Not so fast, Mr Samuda
The Editor, Sir:
The latest episode, in what has been a series of serious attacks on this nation's infrastructure, has been the proverbial straw which has broken the patience of Karl Samuda, et al. The latest victim was the Colbeck Irrigation system and its dependents, and given the litany of reports about other varieties of metal stolen, including drain covers and road signs, it is safe to say that the body of our nation's infrastructure is being raped daily.
While one can easily identify with, and understand the painful frustration, we must endeavour, however, to repudiate impetuous behaviour of the kind which pushes the country, and more specifically Minister Samuda, to call for a shutdown of this 'dubious' industry. Will a shutdown of the industry definitively halt the theft? What this may actually precipitate is a result very much similar to that which unfolded in America in the early 1900s after prohibition was enacted.

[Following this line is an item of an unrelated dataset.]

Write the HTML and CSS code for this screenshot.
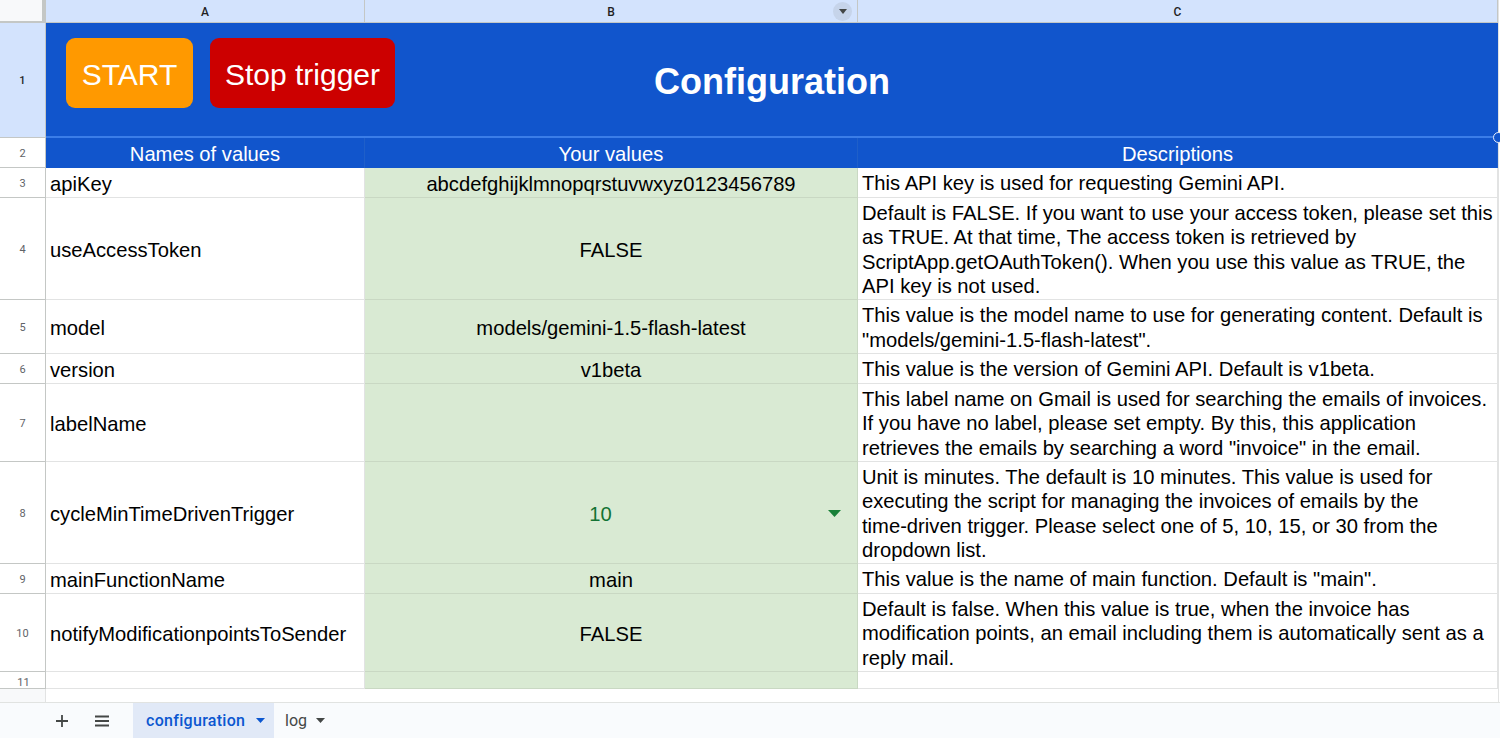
FILE: index.html
```html
<!DOCTYPE html>
<html>
<head>
<meta charset="utf-8">
<title>Configuration</title>
<link rel="stylesheet" href="styles.css">
</head>
<body>
<div class="sheet">
  <div class="corner"></div>
  <div class="colhead">A</div>
  <div class="colhead colhead-b">B<span class="colmenu"><svg width="8" height="5" viewBox="0 0 8 5"><path d="M0 0h8L4 5z" fill="#444746"/></svg></span></div>
  <div class="colhead">C</div>

  <div class="rowhead rowhead-sel">1</div>
  <div class="title-cell">
    <div class="buttons">
      <div class="btn btn-start">START</div>
      <div class="btn btn-stop">Stop trigger</div>
    </div>
    <div class="title">Configuration</div>
    <span class="handle"></span>
  </div>

  <div class="rowhead">2</div>
  <div class="cell head">Names of values</div>
  <div class="cell head">Your values</div>
  <div class="cell head">Descriptions</div>

  <div class="rowhead">3</div>
  <div class="cell name">apiKey</div>
  <div class="cell val">abcdefghijklmnopqrstuvwxyz0123456789</div>
  <div class="cell desc">This API key is used for requesting Gemini API.</div>

  <div class="rowhead">4</div>
  <div class="cell name">useAccessToken</div>
  <div class="cell val">FALSE</div>
  <div class="cell desc">Default is FALSE. If you want to use your access token, please set this<br>as TRUE. At that time, The access token is retrieved by<br>ScriptApp.getOAuthToken(). When you use this value as TRUE, the<br>API key is not used.</div>

  <div class="rowhead">5</div>
  <div class="cell name">model</div>
  <div class="cell val">models/gemini-1.5-flash-latest</div>
  <div class="cell desc">This value is the model name to use for generating content. Default is<br>"models/gemini-1.5-flash-latest".</div>

  <div class="rowhead">6</div>
  <div class="cell name">version</div>
  <div class="cell val">v1beta</div>
  <div class="cell desc">This value is the version of Gemini API. Default is v1beta.</div>

  <div class="rowhead">7</div>
  <div class="cell name">labelName</div>
  <div class="cell val"></div>
  <div class="cell desc">This label name on Gmail is used for searching the emails of invoices.<br>If you have no label, please set empty. By this, this application<br>retrieves the emails by searching a word "invoice" in the email.</div>

  <div class="rowhead">8</div>
  <div class="cell name">cycleMinTimeDrivenTrigger</div>
  <div class="cell val val-dropdown"><span class="dd-value">10</span><svg class="dd-arrow" width="13" height="7" viewBox="0 0 13 7"><path d="M0 0h13L6.5 7z" fill="#188038"/></svg></div>
  <div class="cell desc">Unit is minutes. The default is 10 minutes. This value is used for<br>executing the script for managing the invoices of emails by the<br>time-driven trigger. Please select one of 5, 10, 15, or 30 from the<br>dropdown list.</div>

  <div class="rowhead">9</div>
  <div class="cell name">mainFunctionName</div>
  <div class="cell val">main</div>
  <div class="cell desc">This value is the name of main function. Default is "main".</div>

  <div class="rowhead">10</div>
  <div class="cell name">notifyModificationpointsToSender</div>
  <div class="cell val">FALSE</div>
  <div class="cell desc">Default is false. When this value is true, when the invoice has<br>modification points, an email including them is automatically sent as a<br>reply mail.</div>

  <div class="rowhead rowhead-last">11</div>
  <div class="cell"></div>
  <div class="cell val"></div>
  <div class="cell"></div>

  <div class="gap-head"></div>
  <div class="gap-row"></div>
</div>

<div class="tabbar">
  <div class="tab-icon"><svg width="14" height="14" viewBox="0 0 14 14"><path d="M7 1v12M1 7h12" stroke="#444746" stroke-width="1.8"/></svg></div>
  <div class="tab-icon"><svg width="16" height="12" viewBox="0 0 16 12"><path d="M1 1.5h14M1 6h14M1 10.5h14" stroke="#444746" stroke-width="1.8"/></svg></div>
  <div class="tab tab-active">configuration<svg width="9" height="5" viewBox="0 0 9 5"><path d="M0 0h9L4.5 5z" fill="#0b57d0"/></svg></div>
  <div class="tab">log<svg width="9" height="5" viewBox="0 0 9 5"><path d="M0 0h9L4.5 5z" fill="#444746"/></svg></div>
</div>
</body>
</html>
```
FILE: styles.css
```css
html, body {
  margin: 0;
  padding: 0;
  background: #ffffff;
  overflow: hidden;
  width: 1500px;
  height: 738px;
}

.sheet {
  display: grid;
  grid-template-columns: 46px 319px 493px 640px;
  grid-template-rows: 23px 115px 30px 30px 102px 54px 30px 78px 102px 30px 78px 17px 13px;
  width: 1498px;
  font-family: "Liberation Sans", Arial, sans-serif;
  font-size: 20.2px;
  color: #000;
  border-right: 1px solid #e2e3e3;
}

.corner {
  box-sizing: border-box;
  background: #f8f9fa;
  border-right: 4px solid #c4c7c5;
  border-bottom: 2px solid #c4c7c5;
}

.colhead {
  box-sizing: border-box;
  background: #d3e3fd;
  border-right: 1px solid #c4c7c5;
  border-bottom: 1px solid #c4c7c5;
  display: flex;
  align-items: center;
  justify-content: center;
  padding-top: 2px;
  font-family: Roboto, "Liberation Sans", sans-serif;
  font-size: 12px;
  font-weight: 500;
  color: #1f1f1f;
  position: relative;
}

.colmenu {
  position: absolute;
  right: 5px;
  top: 2px;
  width: 19px;
  height: 19px;
  border-radius: 50%;
  background: #c6d4ea;
  display: flex;
  align-items: center;
  justify-content: center;
}

.rowhead {
  box-sizing: border-box;
  background: #ffffff;
  border-right: 1px solid #c4c7c5;
  border-bottom: 1px solid #c4c7c5;
  display: flex;
  align-items: center;
  justify-content: center;
  padding-top: 1px;
  font-family: Roboto, "Liberation Sans", sans-serif;
  font-size: 11px;
  color: #5f6368;
}

.rowhead-sel {
  background: #d3e3fd;
  color: #1f1f1f;
  font-weight: 500;
}

.rowhead-last {
  padding: 5px 0 0 2px;
  line-height: 12px;
}

.title-cell {
  grid-column: 2 / span 3;
  box-sizing: border-box;
  background: #1155cc;
  border-bottom: 2px solid #3b7de8;
  position: relative;
  display: flex;
  align-items: center;
  justify-content: center;
}

.title {
  color: #ffffff;
  font-weight: bold;
  font-size: 36px;
  padding-top: 5px;
}

.buttons {
  position: absolute;
  left: 20px;
  top: 15px;
  display: flex;
  gap: 17px;
}

.btn {
  height: 70px;
  border-radius: 9px;
  color: #ffffff;
  font-size: 30px;
  display: flex;
  align-items: center;
  justify-content: center;
  padding-top: 3px;
  box-sizing: border-box;
}

.btn-start {
  width: 127px;
  background: #ff9900;
}

.btn-stop {
  width: 185px;
  background: #cc0000;
}

.handle {
  position: absolute;
  right: -6px;
  bottom: -7px;
  width: 9px;
  height: 9px;
  border-radius: 50%;
  background: #1155cc;
  border: 1.5px solid #e8eefb;
}

.cell {
  box-sizing: border-box;
  border-right: 1px solid #e2e3e3;
  border-bottom: 1px solid #e2e3e3;
  display: flex;
  align-items: center;
  padding-top: 3px;
  white-space: nowrap;
  overflow: hidden;
}

.head {
  background: #1155cc;
  color: #ffffff;
  justify-content: center;
  border-right-color: #1f5fc9;
  border-bottom: 0;
  padding-top: 2px;
}

.name {
  padding-left: 4px;
}

.val {
  background: #d9ead3;
  justify-content: center;
  border-right-color: #c9d8c3;
  border-bottom-color: #c9d8c3;
}

.val-dropdown {
  padding: 3px 16px 0 8px;
}

.dd-value {
  flex: 1;
  text-align: center;
  color: #137333;
}

.dd-arrow {
  flex: none;
  margin-top: -2px;
}

.desc {
  padding-left: 4px;
  padding-top: 2px;
  line-height: 24.3px;
}

.gap-head {
  background: #f8f9fa;
  border-right: 1px solid #e2e3e3;
}

.gap-row {
  grid-column: 2 / span 3;
  background: #ffffff;
}

.tabbar {
  box-sizing: border-box;
  height: 36px;
  width: 1500px;
  background: #f9fbfd;
  border-top: 1px solid #e1e3e1;
  display: flex;
  align-items: stretch;
  padding-left: 47px;
  font-family: Roboto, "Liberation Sans", sans-serif;
  font-size: 16px;
}

.tab-icon {
  width: 29px;
  display: flex;
  align-items: center;
  justify-content: center;
  margin-right: 11px;
}

.tab-icon + .tab-icon {
  margin-right: 17px;
}

.tab {
  display: flex;
  align-items: center;
  gap: 9px;
  padding: 0 12px 0 11px;
  color: #444746;
}

.tab svg {
  flex: none;
}

.tab-active {
  background: #e1e9f7;
  color: #0b57d0;
  font-weight: 500;
  letter-spacing: 0.3px;
  width: 141px;
  padding-left: 13px;
  box-sizing: border-box;
}

.tab-active svg {
  margin-left: 2px;
}
```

The barring of the consumption of alcohol (prohibition) actually led to an increase in the sale of alcohol via a vast underworld criminal network. Criminals will find a way to 'peddle their wares'.
Mr Samuda also needs to be reminded, lest he forgets, of the main plank of his party's campaign manifesto, that shout of "jobs, jobs and more jobs". So, to shutdown the sector would be to add to the ranks of the fatigued unemployed.
Good suffering for bad
Worse is that we would be adding to that group, genuine members of the scrap metal industry, individuals who have families and who obey the law. Indeed, to close the sector would be to imperil their already fragile existence; surely, the good must no more suffer for the bad. What the minister must now seek to do, however, is invite all law-abiding citizens to participate in the flushing out of those who perpetrated those vicious acts.
We as a country and as a people must recognise that the theft that now threatens our country's stability is purely symptomatic of the hosts of other ills that plague our nation. Stringent and coherent means of isolating and cauterising theft must be made at all levels, whether civic or governmental; we must cut off the oxygen being supplied to these abominable individuals, but to do so calls for a concerted effort so as to purge our society and culture of criminal proclivities.